For diagrams, use **boxes and arrows in plain text or Mermaid**, not heavy UML. The point is to convey the structure, not to satisfy a methodology. A diagram that requires explanation has failed.

For decisions of any weight, write an **Architecture Decision Record (ADR)** — a short document for each major decision (a few pages), kept in version control, never edited after acceptance. The ADR pattern (popularized by Michael Nygard) gives you a project-history audit trail of "what did we decide, when, and why."

## The API Reference — Boring Is the Goal

API reference docs are the one place in technical writing where boring is correct. The reader is not learning concepts; they are looking up specific endpoints under time pressure. Every flourish gets in the way.

The standard structure for each endpoint:

- **Method and path** — `POST /api/tasks`
- **Description** — one sentence about what it does.
- **Authentication** — what is required.
- **Parameters** — query params, path params, body fields, with types and constraints.
- **Response** — status codes and response shape.
- **Errors** — what specific errors mean and how the client should handle them.
- **Example** — a working request and response.

For larger APIs, generate this from a single source of truth — an OpenAPI spec, a tRPC schema, GraphQL introspection. Hand-maintained API reference docs drift from the implementation within weeks. Generated reference docs cannot.

For small APIs, hand-written reference is fine. Just commit to keeping it accurate when the API changes; out-of-date documentation is worse than no documentation because it actively misleads.

## The How-To Guide — One Specific Task

A how-to guide answers a single question: "How do I do X?" Where X is a concrete task. "How do I deploy a new version." "How do I add an authenticated route." "How do I run the test suite locally." Each how-to is a separate document, focused, with a clear ending.

The structure:

1. **What you'll accomplish** — one sentence describing the end state.
2. **What you need first** — prerequisites, in priority order.
3. **The steps** — numbered, in order, each one short.
4. **How to verify it worked** — what success looks like.
5. **What to do if it didn't work** — common failure modes with their fixes.

The last point is what separates great how-tos from mediocre ones. A guide that ends with "you should now have X" without telling you what to do when you obviously do not have X is a guide that fails the reader at the worst possible moment.

For complex workflows, the troubleshooting section is often longer than the happy-path steps. That is correct. The happy path is short because it is well-understood; the failure paths are long because there are many.

## The Runbook — When Something Is On Fire

A runbook is a document for the on-call engineer at 3am. The reader is sleep-deprived, anxious, and needs to fix the problem fast. Everything about runbook writing is in service of that scenario.

What a runbook needs:

- **A clear trigger.** "If you got paged for HTTP 5xx rate > 1% on the api-gateway service, this is the runbook for that."
- **Quick triage.** "First, check the dashboard at <link>. If [observation], skip to step 3."
- **Specific commands.** Not "check the database for issues" but "run `psql -h prod-db -c 'SELECT count(*) FROM pg_stat_activity'`."
- **What good looks like.** "Healthy is < 50 connections. > 200 means connection leak."
- **Escalation paths.** "If still failing after step 5, page the database team via <link>."
- **Postmortem template link.** When the fire is out, the next step is the writeup.

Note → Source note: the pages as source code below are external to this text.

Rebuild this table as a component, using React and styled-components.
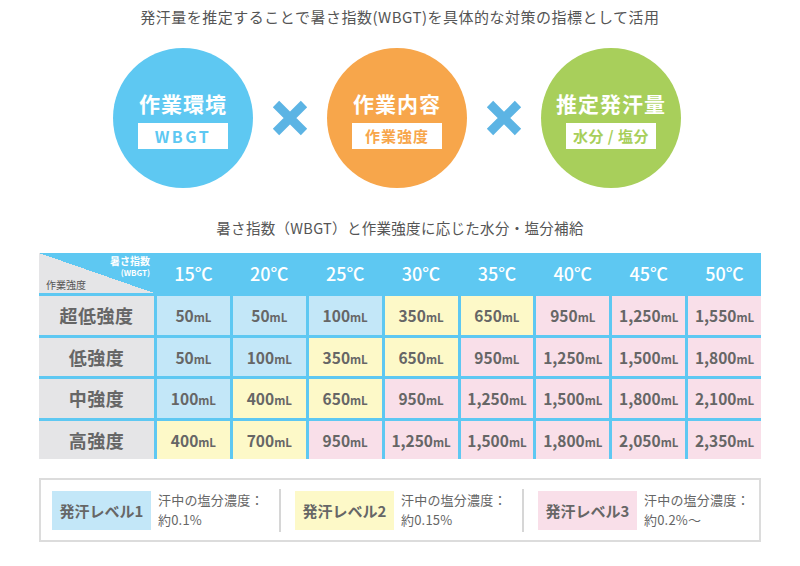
import React from "react";
import styled, { createGlobalStyle } from "styled-components";

const GlobalStyle = createGlobalStyle`
  html, body { margin: 0; padding: 0; background: #fff; }
  body { font-family: "Noto Sans CJK JP", "Noto Sans", sans-serif; color: #666; }
`;

const BLUE = "#5ec8f2";
const ORANGE = "#f7a64b";
const GREEN = "#a8cf5b";
const CELL = { blue: "#c3e7f8", yellow: "#fdf9c8", pink: "#f9dfe9", gray: "#e5e5e7" };

const Page = styled.div`
  width: 800px;
  height: 566px;
  display: flex;
  flex-direction: column;
  align-items: center;
`;

const Title = styled.h1`
  margin: 7px 0 0;
  font-size: 15px;
  line-height: 20px;
  font-weight: 400;
  color: #555;
  letter-spacing: 0.5px;
`;

const CircleRow = styled.div`
  margin-top: 21px;
  display: flex;
  align-items: center;
  gap: 19px;
  padding-right: 6px;
`;

const Circle = styled.div`
  width: 140px;
  height: 140px;
  border-radius: 50%;
  background: ${(p) => p.$color};
  display: flex;
  flex-direction: column;
  align-items: center;
  justify-content: center;
`;

const CircleHead = styled.div`
  color: #fff;
  font-size: 21px;
  font-weight: 700;
  letter-spacing: 1px;
  line-height: 28px;
  margin-bottom: 6px;
  margin-top: 1px;
`;

const CircleTag = styled.div`
  width: 90px;
  height: 26px;
  background: #fff;
  color: ${(p) => p.$color};
  font-size: ${(p) => p.$size || 15}px;
  font-weight: 700;
  letter-spacing: ${(p) => p.$ls || 1}px;
  display: flex;
  align-items: center;
  justify-content: center;
`;

const Times = () => (
  <svg width="36" height="36" viewBox="0 0 36 36">
    <path d="M4 4 L32 32 M32 4 L4 32" stroke="#5cb4e4" strokeWidth="9" strokeLinecap="butt" />
  </svg>
);

const SubTitle = styled.h2`
  margin: 30px 0 0;
  font-size: 14.5px;
  line-height: 20px;
  font-weight: 400;
  color: #555;
  letter-spacing: 0.3px;
`;

const Table = styled.div`
  margin-top: 15px;
  width: 722px;
  display: grid;
  grid-template-columns: 115px repeat(8, 1fr);
  grid-template-rows: 40px repeat(4, 38.5px);
  gap: 3px;
  background: ${BLUE};
`;

const Corner = styled.div`
  display: grid;
  background: linear-gradient(to top right, ${CELL.gray} 50%, ${BLUE} 50%);
  padding: 1px 4px 2px 7px;
`;

const CornerTop = styled.div`
  grid-area: 1 / 1;
  justify-self: end;
  align-self: start;
  text-align: right;
  color: #fff;
  font-weight: 700;
`;

const CornerLine = styled.div`
  font-size: ${(p) => p.$size}px;
  line-height: ${(p) => p.$lh}px;
`;

const CornerBottom = styled.div`
  grid-area: 1 / 1;
  justify-self: start;
  align-self: end;
  font-size: 10px;
  line-height: 12px;
  color: #555;
`;

const HeadCell = styled.div`
  background: ${BLUE};
  color: #fff;
  font-size: 18px;
  font-weight: 500;
  display: flex;
  align-items: center;
  justify-content: center;
`;

const RowLabel = styled.div`
  background: ${CELL.gray};
  color: #666;
  font-size: 18px;
  font-weight: 700;
  letter-spacing: 0.5px;
  display: flex;
  align-items: center;
  justify-content: center;
`;

const Cell = styled.div`
  background: ${(p) => CELL[p.$tone]};
  color: #666;
  display: flex;
  align-items: baseline;
  justify-content: center;
  padding-top: 9px;
  box-sizing: border-box;
`;

const Num = styled.span`
  font-size: 15.5px;
  font-weight: 700;
  line-height: 20px;
`;

const Unit = styled.span`
  font-size: 11.5px;
  font-weight: 700;
`;

const Legend = styled.div`
  margin-top: 19px;
  width: 722px;
  height: 64px;
  box-sizing: border-box;
  border: 2px solid #dcdcdc;
  display: flex;
  align-items: center;
  padding: 0 8px 0 11px;
`;

const LegendItem = styled.div`
  flex: 1;
  display: flex;
  align-items: center;
  gap: 7px;
`;

const LevelTag = styled.div`
  width: 99px;
  height: 39px;
  background: ${(p) => CELL[p.$tone]};
  color: #666;
  font-size: 15px;
  font-weight: 700;
  display: flex;
  align-items: center;
  justify-content: center;
  flex-shrink: 0;
`;

const LevelDesc = styled.div`
  font-size: 13px;
  line-height: 20px;
  color: #666;
  letter-spacing: 0.2px;
`;

const Divider = styled.div`
  width: 2px;
  height: 43px;
  background: #d6d6d6;
  margin: 0 14px;
`;

const temps = ["15℃", "20℃", "25℃", "30℃", "35℃", "40℃", "45℃", "50℃"];
const rows = [
  ["超低強度", [50, 50, 100, 350, 650, 950, 1250, 1550]],
  ["低強度", [50, 100, 350, 650, 950, 1250, 1500, 1800]],
  ["中強度", [100, 400, 650, 950, 1250, 1500, 1800, 2100]],
  ["高強度", [400, 700, 950, 1250, 1500, 1800, 2050, 2350]],
];

const toneOf = (v) => (v <= 100 ? "blue" : v <= 700 ? "yellow" : "pink");

const levels = [
  ["blue", "発汗レベル1", "約0.1%"],
  ["yellow", "発汗レベル2", "約0.15%"],
  ["pink", "発汗レベル3", "約0.2%〜"],
];

export default function App() {
  return (
    <>
      <GlobalStyle />
      <Page>
        <Title>発汗量を推定することで暑さ指数(WBGT)を具体的な対策の指標として活用</Title>
        <CircleRow>
          <Circle $color={BLUE}>
            <CircleHead>作業環境</CircleHead>
            <CircleTag $color={BLUE} $size={16} $ls={2.5}>WBGT</CircleTag>
          </Circle>
          <Times />
          <Circle $color={ORANGE}>
            <CircleHead>作業内容</CircleHead>
            <CircleTag $color={ORANGE}>作業強度</CircleTag>
          </Circle>
          <Times />
          <Circle $color={GREEN}>
            <CircleHead>推定発汗量</CircleHead>
            <CircleTag $color={GREEN} $ls={0.5}>水分 / 塩分</CircleTag>
          </Circle>
        </CircleRow>
        <SubTitle>暑さ指数（WBGT）と作業強度に応じた水分・塩分補給</SubTitle>
        <Table>
          <Corner>
            <CornerTop>
              <CornerLine $size={10} $lh={13}>暑さ指数</CornerLine>
              <CornerLine $size={8} $lh={12}>(WBGT)</CornerLine>
            </CornerTop>
            <CornerBottom>作業強度</CornerBottom>
          </Corner>
          {temps.map((t) => (
            <HeadCell key={t}>{t}</HeadCell>
          ))}
          {rows.map(([label, vals]) => (
            <React.Fragment key={label}>
              <RowLabel>{label}</RowLabel>
              {vals.map((v, i) => (
                <Cell key={i} $tone={toneOf(v)}>
                  <Num>{v.toLocaleString("en-US")}</Num>
                  <Unit>mL</Unit>
                </Cell>
              ))}
            </React.Fragment>
          ))}
        </Table>
        <Legend>
          {levels.map(([tone, name, pct], i) => (
            <React.Fragment key={name}>
              {i > 0 && <Divider />}
              <LegendItem>
                <LevelTag $tone={tone}>{name}</LevelTag>
                <LevelDesc>
                  汗中の塩分濃度：
                  <br />
                  {pct}
                </LevelDesc>
              </LegendItem>
            </React.Fragment>
          ))}
        </Legend>
      </Page>
    </>
  );
}
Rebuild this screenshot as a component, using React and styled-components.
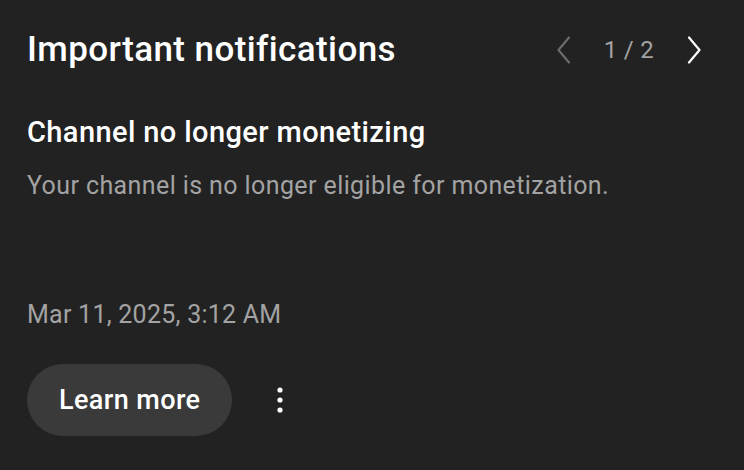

A good runbook is the difference between a 5-minute incident and a 5-hour one. Engineers rarely thank the person who wrote the runbook, but the runbook author has saved many hours of pager time across the team.

## Writing Principles That Actually Matter

Beyond the structure of each document type, a small set of writing principles distinguishes the documentation people actually read:

**Write for the reader, not the writer.** The question to ask is not "did I cover everything I know" but "what does the reader need to know right now." Documentation as memoir helps no one.

**Be honest about limitations.** A README that admits "this is a learning project, do not use it in production" is more useful than one that claims it is "production-ready" when it is not. Trust comes from accurate self-description.

**Examples are worth their weight.** A working example is the fastest path to understanding. Every concept that has an example gets understood faster than every concept that does not.

**Maintain ruthlessly.** Out-of-date documentation actively misleads. When a doc no longer matches the code, either fix the doc immediately or delete it. There is no middle ground that helps the reader.

**Use the language the reader uses.** If everyone calls it a "container," do not call it a "self-contained execution environment" because it sounds more precise. Match the vocabulary your audience already has.

**Short sentences. Real verbs.** "The system processes requests" beats "Request processing is performed by the system." Active voice and concrete verbs make the meaning land. Most academic-sounding documentation became academic-sounding by accident, not because the topic required it.

## What to Do First

If you are looking at a project with bad documentation right now and wondering where to start:

1. **Write the README.** Six questions, in order. An hour, maybe two.
2. **Write one ADR for the most controversial recent decision.** Captures the most institutional knowledge for the least time.
3. **Write a runbook for the most common production incident.** Saves the most pager time.
4. **Generate the API reference from your spec.** Replaces hand-written docs that drift.
5. **Write how-tos as you do tasks.** Whenever you do something for the second time, the act of doing it is also the act of writing the how-to for whoever does it third.

Six hours total, distributed over a few weeks. Most projects do not do this and pay for it forever. Doing it once and then keeping it current is one of the highest-leverage investments an engineer can make in their team.

## Where This Fits

Lesson 18 of the ABCsteps curriculum has you write the documentation for your project. This article gives you the structures professional engineering teams use so the lesson's deliverable looks like a senior engineer wrote it. The lesson's project will need a README, an architecture doc, an API reference, and at least one how-to. With this article in your head, each of those becomes a known shape you can fill in, not a blank page to stare at.